- **Problem to solve**: Select every line holding the word "index" and copy it.
-- Start --
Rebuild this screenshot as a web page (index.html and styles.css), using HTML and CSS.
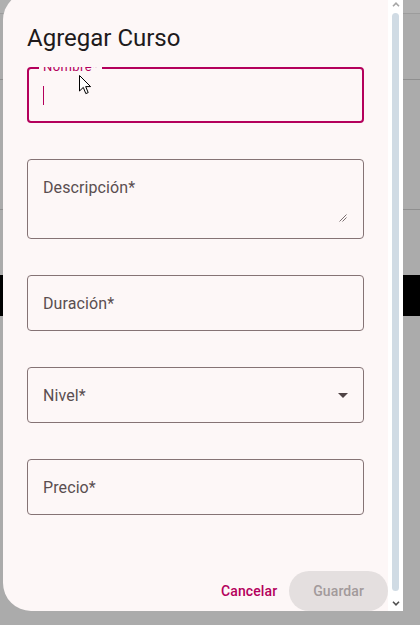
FILE: index.html
```html
<!DOCTYPE html>
<html lang="es">
<head>
<meta charset="utf-8">
<title>Agregar Curso</title>
<link rel="stylesheet" href="styles.css">
</head>
<body>
<div class="page">
  <div class="bg-top"></div>
  <div class="bg-row bg-row1"></div>
  <div class="bg-row bg-row2"></div>
  <div class="bg-row3"></div>
  <div class="bg-band"></div>
</div>

<div class="dialog">
  <div class="dialog-main">
    <h2 class="dialog-title">Agregar Curso</h2>
    <div class="dialog-content">
      <div class="field field-focused">
        <span class="float-label">Nombre*</span>
        <span class="caret"></span>
      </div>
      <div class="field field-textarea">
        <span class="label">Descripción*</span>
        <svg class="grip" width="8" height="8" viewBox="0 0 8 8"><path d="M7.5 0.5 L0.5 7.5 M7.5 3.5 L3.5 7.5" stroke="#5a4e50" stroke-width="0.8" fill="none"/></svg>
      </div>
      <div class="field">
        <span class="label">Duración*</span>
      </div>
      <div class="field field-select">
        <span class="label">Nivel*</span>
        <svg class="select-arrow" width="10" height="5" viewBox="0 0 10 5"><polygon points="0,0 10,0 5,5" fill="#4f4345"/></svg>
      </div>
      <div class="field">
        <span class="label">Precio*</span>
      </div>
    </div>
    <div class="dialog-actions">
      <button class="btn-text" type="button">Cancelar</button>
      <button class="btn-filled" type="button" disabled>Guardar</button>
    </div>
  </div>
  <div class="scrollbar">
    <div class="sb-up"><svg width="8" height="5" viewBox="0 0 8 5"><path d="M1 4.2 L4 1.2 L7 4.2" stroke="#a6a6a6" stroke-width="1.6" fill="none"/></svg></div>
    <div class="sb-thumb"></div>
    <div class="sb-down"><svg width="8" height="5" viewBox="0 0 8 5"><path d="M1 0.8 L4 3.8 L7 0.8" stroke="#505050" stroke-width="1.6" fill="none"/></svg></div>
  </div>
</div>

<svg class="pointer" width="13" height="20" viewBox="0 0 13 20"><path d="M0.5 0.5 L0.5 16 L4.3 12.4 L6.8 18.6 L9.2 17.6 L6.7 11.6 L11.6 11.6 Z" fill="#ffffff" stroke="#000000" stroke-width="1" stroke-linejoin="round"/></svg>
</body>
</html>
```

FILE: styles.css
```css
html, body {
  margin: 0;
  padding: 0;
}

body {
  width: 420px;
  height: 625px;
  overflow: hidden;
  background: #ababab;
  font-family: Roboto, "Noto Sans", "Liberation Sans", sans-serif;
  position: relative;
}

.page {
  display: flex;
  flex-direction: column;
}

.bg-top {
  height: 13px;
  background: #b0b0b0;
  border-bottom: 1px solid #9c9c9c;
}

.bg-row {
  border-bottom: 1px solid #8f8f8f;
}

.bg-row1 {
  height: 65px;
}

.bg-row2 {
  height: 129px;
}

.bg-row3 {
  height: 65px;
}

.bg-band {
  height: 41px;
  background: #000000;
}

.dialog {
  position: absolute;
  left: 3px;
  top: -8px;
  width: 400px;
  height: 619px;
  display: flex;
}

.dialog-main {
  width: 385px;
  height: 100%;
  background: #fdf7f7;
  border-radius: 28px 0 0 28px;
  display: flex;
  flex-direction: column;
  overflow: hidden;
}

.dialog-title {
  margin: 0;
  padding: 30px 24px 13px;
  font-size: 24px;
  line-height: 32px;
  font-weight: 400;
  color: #201a1b;
}

.dialog-content {
  flex: 1;
  overflow: hidden;
  padding: 0 24px;
}

.field {
  position: relative;
  box-sizing: border-box;
  height: 56px;
  margin-bottom: 36px;
  border: 1px solid #857375;
  border-radius: 4px;
  display: flex;
  align-items: center;
  padding: 1px 15px 0;
}

.label {
  font-size: 16px;
  line-height: 24px;
  color: #5a4e50;
  letter-spacing: 0.1px;
}

.field-focused {
  border: 2px solid #b4005c;
  padding: 0 14px;
}

.float-label {
  position: absolute;
  left: 10px;
  top: -2px;
  transform: translateY(-50%);
  padding: 0 4px;
  background: #fdf7f7;
  font-size: 13px;
  line-height: 16px;
  letter-spacing: 0.4px;
  color: #b4005c;
}

.caret {
  width: 1px;
  height: 19px;
  background: #b4005c;
  margin-top: 1px;
}

.field-textarea {
  height: 80px;
  align-items: flex-start;
  padding-top: 16px;
}

.grip {
  position: absolute;
  right: 16px;
  bottom: 16px;
}

.field-select {
  justify-content: space-between;
}

.select-arrow {
  margin-top: -1px;
}

.dialog-actions {
  height: 40px;
  display: flex;
  justify-content: flex-end;
  align-items: stretch;
}

.btn-text,
.btn-filled {
  font-family: Roboto, "Noto Sans", "Liberation Sans", sans-serif;
  font-size: 14px;
  font-weight: 500;
  letter-spacing: 0.1px;
  border: none;
  margin: 0;
  cursor: pointer;
}

.btn-text {
  background: transparent;
  color: #b4005c;
  padding: 0 12px;
}

.btn-filled {
  background: #e4dfdf;
  color: #a29a9b;
  padding: 0 24px;
  border-radius: 20px;
}

.scrollbar {
  width: 15px;
  height: 100%;
  background: #ffffff;
  display: flex;
  flex-direction: column;
}

.sb-up {
  height: 21px;
  box-sizing: border-box;
  padding-bottom: 6px;
  display: flex;
  align-items: flex-end;
  justify-content: center;
}

.sb-thumb {
  flex: 1;
  margin: 0 4px;
  background: #d0dbe4;
  border-radius: 4px;
}

.sb-down {
  height: 20px;
  box-sizing: border-box;
  padding-top: 10px;
  display: flex;
  align-items: flex-start;
  justify-content: center;
}

.sb-up svg,
.sb-down svg {
  display: block;
}

.pointer {
  position: absolute;
  left: 79px;
  top: 75px;
}
```
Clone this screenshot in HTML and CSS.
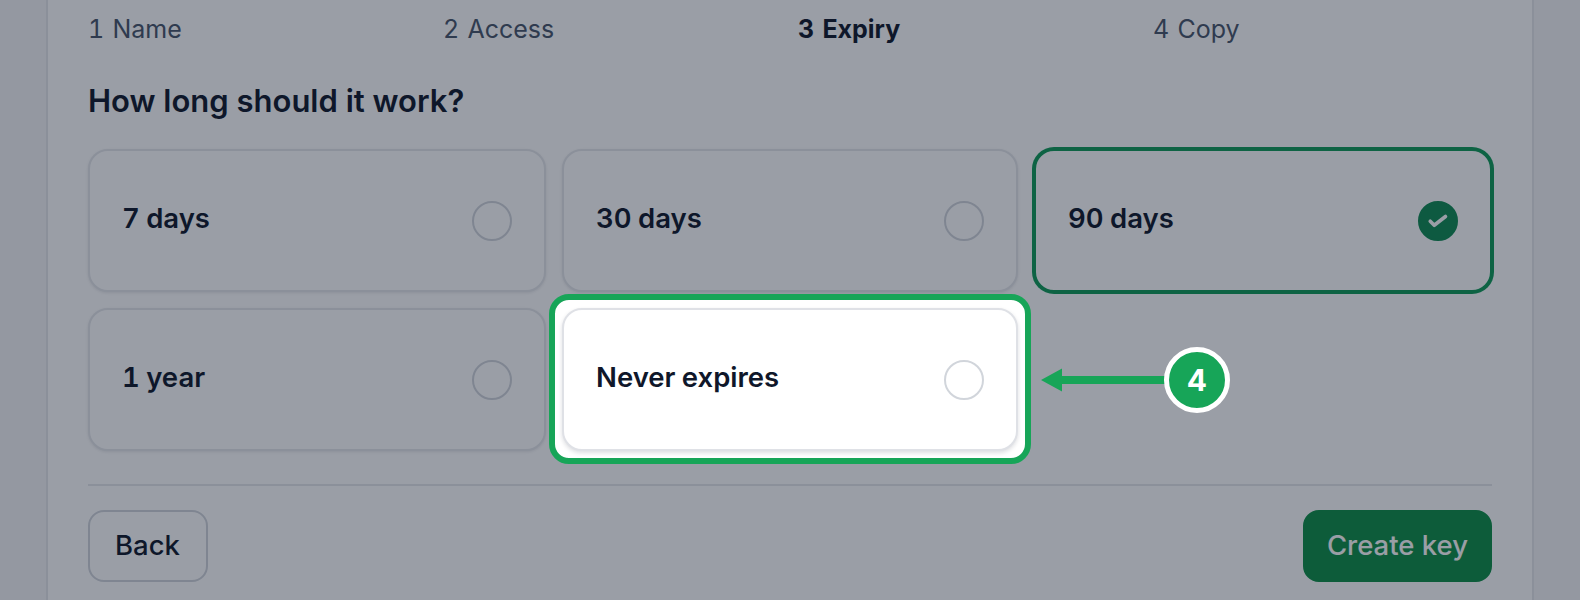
FILE: index.html
```html
<!DOCTYPE html>
<html lang="en">
<head>
<meta charset="utf-8">
<title>Create key – Expiry</title>
<link rel="stylesheet" href="styles.css">
</head>
<body>
<main class="page">
  <section class="panel">
    <ol class="steps">
      <li>1 Name</li>
      <li>2 Access</li>
      <li class="current">3 Expiry</li>
      <li>4 Copy</li>
    </ol>
    <h2 class="question">How long should it work?</h2>
    <div class="options">
      <div class="option"><span>7 days</span><i class="radio"></i></div>
      <div class="option"><span>30 days</span><i class="radio"></i></div>
      <div class="option selected"><span>90 days</span>
        <i class="radio checked">
          <svg viewBox="0 0 24 24" width="30" height="30" fill="none" stroke="currentColor" stroke-width="2.9" stroke-linecap="round" stroke-linejoin="round"><path d="M5.8 12.2l3.2 3.2 9-7"/></svg>
        </i>
      </div>
      <div class="option"><span>1 year</span><i class="radio"></i></div>
      <div class="spotlight">
        <div class="option"><span>Never expires</span><i class="radio"></i></div>
        <div class="callout">
          <svg class="arrow" viewBox="0 0 129 26" width="129" height="26"><path d="M0 13L21 1.5V9H129V17H21V24.5Z"/></svg>
          <b class="badge">4</b>
        </div>
      </div>
    </div>
    <footer class="actions">
      <button class="btn">Back</button>
      <button class="btn primary">Create key</button>
    </footer>
  </section>
</main>
<div class="scrim"></div>
</body>
</html>
```
FILE: styles.css
```css
* { box-sizing: border-box; }
html, body { margin: 0; height: 600px; overflow: hidden; }
body { background: #f4f5f7; font-family: Inter, "Liberation Sans", sans-serif; color: #0f172a; }
.page { padding: 0 46px; }
.panel {
  background: #fff;
  border: solid #e5e7eb;
  border-width: 0 2px;
  padding: 12px 40px 0;
  height: 600px;
}
.steps {
  list-style: none; margin: 0; padding: 0;
  display: grid; grid-template-columns: repeat(4, 1fr); column-gap: 16px;
  font-size: 25px; line-height: 34px; color: #475569;
  font-variant-numeric: tabular-nums; word-spacing: 1.5px;
}
.steps .current { font-weight: 700; color: #0f172a; }
.question { margin: 35px 0 28px; font-size: 31px; line-height: 40px; font-weight: 600; color: #0f172a; }
.options { display: grid; grid-template-columns: 1fr 456px 1fr; grid-auto-rows: 143px; gap: 16px; }
.option {
  display: flex; align-items: center; justify-content: space-between;
  padding: 0 32px; border: 2px solid #e5e7eb; border-radius: 20px;
  background: #fff; font-size: 27.5px; font-weight: 600; box-shadow: 0 1px 3px rgba(15,23,42,.1);
  font-variant-numeric: tabular-nums; word-spacing: -1px;
}
.option span { margin-bottom: 5px; }
.option.selected { border-color: #0e9a57; box-shadow: 0 0 0 2px #0e9a57; }
.radio { width: 40px; height: 40px; border: 2px solid #d1d5db; border-radius: 50%; display: flex; align-items: center; justify-content: center; }
.radio.checked { background: #0f8a52; border-color: #0f8a52; color: #fff; }
.spotlight { position: relative; z-index: 20; display: grid; }
.spotlight .option { box-shadow: 0 2px 4px rgba(15,23,42,.14); border-color: #dfe1e6; }
.spotlight::before {
  content: ""; position: absolute; z-index: -1;
  inset: -14px -13px -13px;
  background: #fff; border: 6px solid #17a558; border-radius: 20px;
}
.callout { position: absolute; left: calc(100% + 23px); top: 50%; transform: translateY(-50%); display: flex; align-items: center; }
.arrow { display: block; fill: #17a558; margin-right: -6px; }
.badge {
  width: 66px; height: 66px; border: 5px solid #fff; border-radius: 50%;
  background: #17a558; color: #fff; font-size: 30px; font-weight: 700;
  display: flex; align-items: center; justify-content: center; position: relative;
}
.actions { margin-top: 33px; padding-top: 24px; border-top: 2px solid #e5e7eb; display: flex; justify-content: space-between; }
.btn { height: 72px; padding: 0 26px 3px 25px; border: 2px solid #d1d5db; border-radius: 16px; background: #fff; font: 500 27.5px Inter, "Liberation Sans", sans-serif; color: #0f172a; }
.btn.primary { padding: 0 22px 3px; background: #0d8e46; border-color: #0d8e46; color: #fff; }
.scrim { position: fixed; inset: 0; z-index: 10; background: rgba(15, 23, 42, .42); }
```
-- End --
- **Task answer**:
Rebuild this screenshot as a web page (index.html and styles.css), using HTML and CSS.
FILE: index.html
FILE: index.html
.spotlight { position: relative; z-index: 20; display: grid; }
  content: ""; position: absolute; z-index: -1;
.scrim { position: fixed; inset: 0; z-index: 10; background: rgba(15, 23, 42, .42); }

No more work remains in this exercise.